Dancing a Little Dance
Dana is quick to point out that though he is actively encouraging Indy Racing League or IRL to adapt ethanol as the fuel standard, he does not speak for the League.
"As a driver racing in the league, I don't represent the league. If anything, I represent my sponsors which is the industry and there's going to be a little dance that happens there.
" But basically the IRL, the league themselves have expressed interest in working closely with ethanol. They have dyno-tested the fuel. They've already had it in their R & D cycle a little bit. They have basically indicated to us that because we're putting this program on track, they will put ethanol in their R&D cycle and start to evaluate it from a safety standpoint, horsepower standpoint, technical standpoint... What that means is the door is open with the IRL for ethanol to become involved.
"If it happens, if we're able to get that done, it will only be in a blended sense. It will be a five percent blend, ten percent blend per year, phased in over a number of years."
Dana said that the reason for the phase in is the fact that Indy 500 is the most televised sporting event in the world. "The produce ain't broke. They're not in a hurry to fix it. And when you're dealing with an institution as powerful as the Indy 500, change comes slowly. You have to play their game. You have to demonstrate you're committed from a marketing standpoint and you're committed from a long-term investment standpoint to working with them. They're not going to take a decision like that lightly."
He noted that its been thirty years since the last fuel change from gasoline to methanol.

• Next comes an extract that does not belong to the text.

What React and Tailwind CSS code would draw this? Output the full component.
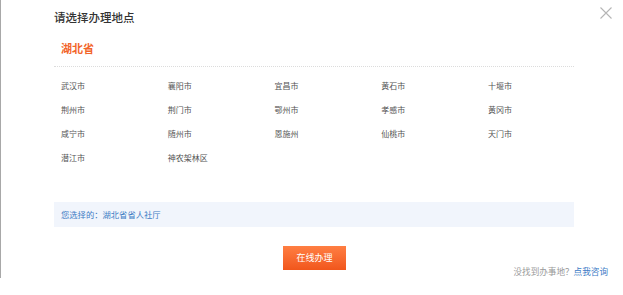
import React from 'react';

const cities = [
  '武汉市', '襄阳市', '宜昌市', '黄石市', '十堰市',
  '荆州市', '荆门市', '鄂州市', '孝感市', '黄冈市',
  '咸宁市', '随州市', '恩施州', '仙桃市', '天门市',
  '潜江市', '神农架林区',
];

export default function App() {
  return (
    <div className="w-[623px] h-[295px] bg-white font-['Noto_Sans_CJK_SC','Noto_Sans',sans-serif]">
      <div className="relative h-[278px] border-l border-[#a8a8a8]">
        {/* close button */}
        <button className="absolute right-[11px] top-[7px] w-[12px] h-[12px]">
          <svg viewBox="0 0 12 12" className="w-[12px] h-[12px]">
            <path d="M0.5 0.5 L11.5 11.5 M11.5 0.5 L0.5 11.5" stroke="#b5b5b5" strokeWidth="1.1" fill="none" />
          </svg>
        </button>

        <div className="pl-[53px] pr-[49px] pt-[9px]">
          <h2 className="text-[11.5px] leading-[16px] text-[#333] font-medium">请选择办理地点</h2>
          <div className="mt-[15px] pl-[7px] text-[11px] leading-[16px] font-bold text-[#f2652b]">湖北省</div>
          <div className="mt-[10px] border-t border-dotted border-[#dcdcdc]" />

          <div className="mt-[7px] pl-[7px] grid grid-cols-[repeat(5,106.75px)]">
            {cities.map((c) => (
              <div key={c} className="h-[24px] flex items-center text-[8px] text-[#555]">
                {c}
              </div>
            ))}
          </div>

          <div className="mt-[32px] h-[25px] bg-[#f1f5fc] px-[7px] flex items-center text-[8.3px] text-[#3e7cc4]">
            您选择的：湖北省省人社厅
          </div>
        </div>

        <div className="mt-[19px] ml-[20px] w-[587px] h-[31px] grid grid-cols-[1fr_auto_1fr]">
          <div />
          <button className="self-start w-[63px] h-[24px] bg-gradient-to-b from-[#ff7e42] to-[#f1561b] text-white text-[9px] flex items-center justify-center">
            在线办理
          </button>
          <div className="self-end justify-self-end text-[8.6px] leading-[12px] text-[#999]">
            没找到办事地？<span className="text-[#3d7bc6]">点我咨询</span>
          </div>
        </div>
      </div>
    </div>
  );
}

"This stuff won't happen, it can't happen over night, but it will happen. We've already had conversations with other racing leagues in other categories of motorsport about this very same issue. This might be a bottom-up sort of thing where we do it other places first and we market ourselves through Indy-series racing and use that as leverage to keep the dialog in terms of ethanol open. But it's certainly attainable and the interest from the IRL on down, so far, has been extremely positive."